Waubgeshig Rice examine les thèmes chers aux romans apocalyptiques, genre désormais à part entière dans le paysage éditorial mondial. Il le fait de belle façon, sans prétention, utilisant les ressorts de la littérature populaire pour mener à bien son intrigue : personnages attachants ou inquiétants, isolement, montée graduelle de la tension, éléments qui ne sont pas sans rappeler l’art d’un Stephen King. Les péripéties qui permettent à la situation d’évoluer et révèlent les caractères des membres de la communauté sont distillées intelligemment et donnent envie de connaître la suite. L’auteur va néanmoins plus loin que le simple récit d’une tragédie annoncée par une crise et où le seul intérêt serait de savoir lequel des protagonistes, plus intelligent, plus brave ou plus gentil que les autres va s’en sortir.

La lune de l’âpre neige se révèle à la fois pré et post-apo et se permet, sous ses airs modestes, une réflexion sur le passé et l’avenir des communautés autochtones du Canada, où les populations ont été déplacées vers des territoires glaciaux, stériles qui n’intéressaient pas les colons, quand ces derniers n’ont pas tenté d’anéantir la culture indienne par une assimilation forcée.
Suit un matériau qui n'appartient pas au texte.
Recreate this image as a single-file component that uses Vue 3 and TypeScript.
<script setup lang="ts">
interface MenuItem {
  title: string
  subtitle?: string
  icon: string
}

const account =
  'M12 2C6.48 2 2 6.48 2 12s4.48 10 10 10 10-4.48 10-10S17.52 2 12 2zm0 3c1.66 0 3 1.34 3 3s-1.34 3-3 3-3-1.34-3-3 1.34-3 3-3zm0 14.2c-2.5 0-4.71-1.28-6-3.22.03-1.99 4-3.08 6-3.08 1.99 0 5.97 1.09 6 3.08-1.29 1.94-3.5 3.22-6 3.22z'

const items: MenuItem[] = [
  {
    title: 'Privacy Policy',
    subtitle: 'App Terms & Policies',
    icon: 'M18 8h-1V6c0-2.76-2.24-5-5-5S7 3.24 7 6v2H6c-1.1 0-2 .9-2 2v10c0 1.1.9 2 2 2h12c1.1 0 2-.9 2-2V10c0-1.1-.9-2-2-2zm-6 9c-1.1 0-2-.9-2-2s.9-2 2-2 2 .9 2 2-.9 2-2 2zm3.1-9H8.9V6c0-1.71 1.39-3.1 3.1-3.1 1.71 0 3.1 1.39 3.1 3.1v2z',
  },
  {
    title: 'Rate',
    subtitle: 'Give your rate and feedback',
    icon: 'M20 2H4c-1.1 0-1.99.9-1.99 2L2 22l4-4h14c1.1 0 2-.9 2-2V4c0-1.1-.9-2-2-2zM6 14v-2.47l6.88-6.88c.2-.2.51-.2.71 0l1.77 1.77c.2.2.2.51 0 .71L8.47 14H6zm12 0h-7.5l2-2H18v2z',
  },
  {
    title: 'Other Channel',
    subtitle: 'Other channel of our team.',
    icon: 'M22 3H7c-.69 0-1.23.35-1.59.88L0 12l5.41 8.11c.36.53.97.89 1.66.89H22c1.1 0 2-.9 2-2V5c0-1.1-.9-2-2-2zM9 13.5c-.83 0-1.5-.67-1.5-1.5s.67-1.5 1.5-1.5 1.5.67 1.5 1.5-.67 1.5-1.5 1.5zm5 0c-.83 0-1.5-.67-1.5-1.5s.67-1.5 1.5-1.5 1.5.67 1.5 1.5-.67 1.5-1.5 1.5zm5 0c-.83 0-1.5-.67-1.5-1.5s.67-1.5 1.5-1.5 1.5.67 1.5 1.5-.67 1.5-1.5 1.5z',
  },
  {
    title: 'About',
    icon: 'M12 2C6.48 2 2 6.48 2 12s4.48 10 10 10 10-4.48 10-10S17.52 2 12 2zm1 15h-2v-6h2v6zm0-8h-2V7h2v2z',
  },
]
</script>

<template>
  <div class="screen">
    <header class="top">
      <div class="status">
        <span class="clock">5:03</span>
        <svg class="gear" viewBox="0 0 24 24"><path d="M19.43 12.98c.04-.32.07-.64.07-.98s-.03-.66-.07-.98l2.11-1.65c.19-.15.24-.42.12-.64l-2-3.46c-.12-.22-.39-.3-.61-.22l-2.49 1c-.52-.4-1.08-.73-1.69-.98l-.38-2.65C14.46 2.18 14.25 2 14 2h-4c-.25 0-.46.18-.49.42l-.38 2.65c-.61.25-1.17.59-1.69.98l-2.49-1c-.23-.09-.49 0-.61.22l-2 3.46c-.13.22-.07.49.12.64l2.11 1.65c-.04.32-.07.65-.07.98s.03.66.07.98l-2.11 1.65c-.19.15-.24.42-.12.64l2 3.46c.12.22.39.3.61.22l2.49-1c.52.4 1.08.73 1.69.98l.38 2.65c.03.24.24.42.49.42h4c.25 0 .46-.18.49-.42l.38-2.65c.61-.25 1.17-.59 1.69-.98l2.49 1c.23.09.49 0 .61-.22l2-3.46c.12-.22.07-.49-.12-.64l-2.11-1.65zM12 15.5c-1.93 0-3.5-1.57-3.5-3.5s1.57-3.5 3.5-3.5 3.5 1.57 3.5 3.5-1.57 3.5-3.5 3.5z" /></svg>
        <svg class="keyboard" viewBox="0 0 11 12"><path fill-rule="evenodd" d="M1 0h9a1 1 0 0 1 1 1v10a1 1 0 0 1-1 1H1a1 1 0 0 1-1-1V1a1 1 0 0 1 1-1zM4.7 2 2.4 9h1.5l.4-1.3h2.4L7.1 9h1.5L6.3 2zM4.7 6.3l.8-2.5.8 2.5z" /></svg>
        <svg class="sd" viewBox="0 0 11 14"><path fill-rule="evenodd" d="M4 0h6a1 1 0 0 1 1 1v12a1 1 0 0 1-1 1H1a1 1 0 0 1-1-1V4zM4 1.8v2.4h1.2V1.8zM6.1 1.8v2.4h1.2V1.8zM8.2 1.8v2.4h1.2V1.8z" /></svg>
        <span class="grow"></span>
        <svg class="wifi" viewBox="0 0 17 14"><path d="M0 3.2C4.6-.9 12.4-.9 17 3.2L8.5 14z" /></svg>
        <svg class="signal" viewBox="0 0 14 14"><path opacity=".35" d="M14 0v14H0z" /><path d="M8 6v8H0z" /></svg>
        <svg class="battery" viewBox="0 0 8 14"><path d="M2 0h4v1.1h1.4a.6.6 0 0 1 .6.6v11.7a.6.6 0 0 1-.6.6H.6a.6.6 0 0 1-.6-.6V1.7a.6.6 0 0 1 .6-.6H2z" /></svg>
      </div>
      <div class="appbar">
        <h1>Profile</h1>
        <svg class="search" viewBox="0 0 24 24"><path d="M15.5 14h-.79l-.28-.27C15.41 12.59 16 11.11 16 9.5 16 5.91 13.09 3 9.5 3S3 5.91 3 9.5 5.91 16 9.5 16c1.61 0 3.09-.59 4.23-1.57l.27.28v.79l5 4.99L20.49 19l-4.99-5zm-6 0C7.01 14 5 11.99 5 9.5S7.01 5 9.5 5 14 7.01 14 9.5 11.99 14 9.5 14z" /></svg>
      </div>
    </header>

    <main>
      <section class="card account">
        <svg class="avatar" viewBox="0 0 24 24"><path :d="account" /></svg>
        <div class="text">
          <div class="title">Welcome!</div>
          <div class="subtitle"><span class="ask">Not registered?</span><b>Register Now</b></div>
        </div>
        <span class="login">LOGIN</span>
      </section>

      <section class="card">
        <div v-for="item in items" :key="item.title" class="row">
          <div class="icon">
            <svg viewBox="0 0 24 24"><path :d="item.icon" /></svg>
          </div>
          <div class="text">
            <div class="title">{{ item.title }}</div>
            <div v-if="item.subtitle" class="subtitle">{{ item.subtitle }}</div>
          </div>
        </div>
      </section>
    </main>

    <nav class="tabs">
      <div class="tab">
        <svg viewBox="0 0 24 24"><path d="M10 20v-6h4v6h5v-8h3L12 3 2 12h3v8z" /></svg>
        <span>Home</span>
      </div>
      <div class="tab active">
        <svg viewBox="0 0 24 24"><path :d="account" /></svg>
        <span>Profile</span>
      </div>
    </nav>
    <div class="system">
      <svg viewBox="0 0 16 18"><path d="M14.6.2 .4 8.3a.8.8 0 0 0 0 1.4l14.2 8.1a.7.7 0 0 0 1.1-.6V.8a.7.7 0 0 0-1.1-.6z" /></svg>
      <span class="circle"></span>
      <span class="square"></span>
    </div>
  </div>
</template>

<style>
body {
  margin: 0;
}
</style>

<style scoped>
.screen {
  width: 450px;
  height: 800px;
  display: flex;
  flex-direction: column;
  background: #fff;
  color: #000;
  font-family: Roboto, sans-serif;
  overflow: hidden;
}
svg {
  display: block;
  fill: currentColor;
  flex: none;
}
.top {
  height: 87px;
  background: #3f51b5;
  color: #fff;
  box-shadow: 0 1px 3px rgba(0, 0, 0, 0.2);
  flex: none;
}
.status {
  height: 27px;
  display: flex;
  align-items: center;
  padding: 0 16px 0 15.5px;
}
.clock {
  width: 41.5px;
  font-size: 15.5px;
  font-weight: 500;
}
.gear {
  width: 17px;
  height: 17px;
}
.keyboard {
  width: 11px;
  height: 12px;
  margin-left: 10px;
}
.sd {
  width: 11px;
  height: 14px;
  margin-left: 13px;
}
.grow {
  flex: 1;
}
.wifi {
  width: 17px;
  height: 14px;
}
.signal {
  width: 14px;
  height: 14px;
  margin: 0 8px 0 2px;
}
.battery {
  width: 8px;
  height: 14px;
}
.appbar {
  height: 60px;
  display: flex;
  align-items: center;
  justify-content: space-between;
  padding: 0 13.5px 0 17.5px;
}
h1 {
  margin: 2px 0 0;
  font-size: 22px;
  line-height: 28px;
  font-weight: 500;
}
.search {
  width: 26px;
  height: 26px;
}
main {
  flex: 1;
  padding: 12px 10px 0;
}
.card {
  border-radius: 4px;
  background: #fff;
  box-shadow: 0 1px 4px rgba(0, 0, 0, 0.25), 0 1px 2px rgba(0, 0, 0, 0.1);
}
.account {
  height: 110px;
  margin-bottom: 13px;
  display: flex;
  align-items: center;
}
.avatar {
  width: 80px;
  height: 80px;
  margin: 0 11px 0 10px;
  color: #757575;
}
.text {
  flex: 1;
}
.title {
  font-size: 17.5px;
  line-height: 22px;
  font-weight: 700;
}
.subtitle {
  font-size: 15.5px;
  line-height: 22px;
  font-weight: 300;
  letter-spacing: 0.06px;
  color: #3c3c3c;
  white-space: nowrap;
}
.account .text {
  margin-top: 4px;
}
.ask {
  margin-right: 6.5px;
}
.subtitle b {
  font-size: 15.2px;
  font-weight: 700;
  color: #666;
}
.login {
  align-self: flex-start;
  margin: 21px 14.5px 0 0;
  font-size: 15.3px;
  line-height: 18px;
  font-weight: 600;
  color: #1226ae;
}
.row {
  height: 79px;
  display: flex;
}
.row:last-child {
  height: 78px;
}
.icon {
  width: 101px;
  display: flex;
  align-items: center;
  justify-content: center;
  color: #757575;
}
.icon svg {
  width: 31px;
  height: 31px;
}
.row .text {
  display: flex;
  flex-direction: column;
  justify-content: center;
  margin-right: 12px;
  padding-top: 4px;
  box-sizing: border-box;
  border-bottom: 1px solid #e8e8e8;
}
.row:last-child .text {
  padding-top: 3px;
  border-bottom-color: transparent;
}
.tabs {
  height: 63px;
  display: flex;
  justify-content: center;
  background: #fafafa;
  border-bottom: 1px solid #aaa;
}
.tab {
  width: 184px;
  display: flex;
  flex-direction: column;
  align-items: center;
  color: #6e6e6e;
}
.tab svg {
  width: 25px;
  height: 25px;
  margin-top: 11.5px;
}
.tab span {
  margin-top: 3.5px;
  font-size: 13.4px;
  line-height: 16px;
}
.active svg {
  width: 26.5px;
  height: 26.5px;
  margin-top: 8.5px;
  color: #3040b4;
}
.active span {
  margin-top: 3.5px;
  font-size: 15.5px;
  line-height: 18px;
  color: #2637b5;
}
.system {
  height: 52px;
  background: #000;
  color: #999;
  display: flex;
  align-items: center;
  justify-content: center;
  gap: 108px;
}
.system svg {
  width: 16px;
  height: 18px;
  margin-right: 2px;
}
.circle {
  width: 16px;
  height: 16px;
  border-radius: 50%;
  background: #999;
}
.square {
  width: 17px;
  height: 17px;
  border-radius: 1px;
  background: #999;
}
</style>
Exotique dans sa géographie, exposant les difficultés d’un peuple loin de nous, le roman questionne pourtant les fondements de l’humanité, souligne en creux ce qui rapproche les êtres humains (la compassion, la solidarité, l’amour), et oppose le respect de la nature, l’écologie aux dérives et aux gaspillages des sociétés « développées » contemporaines.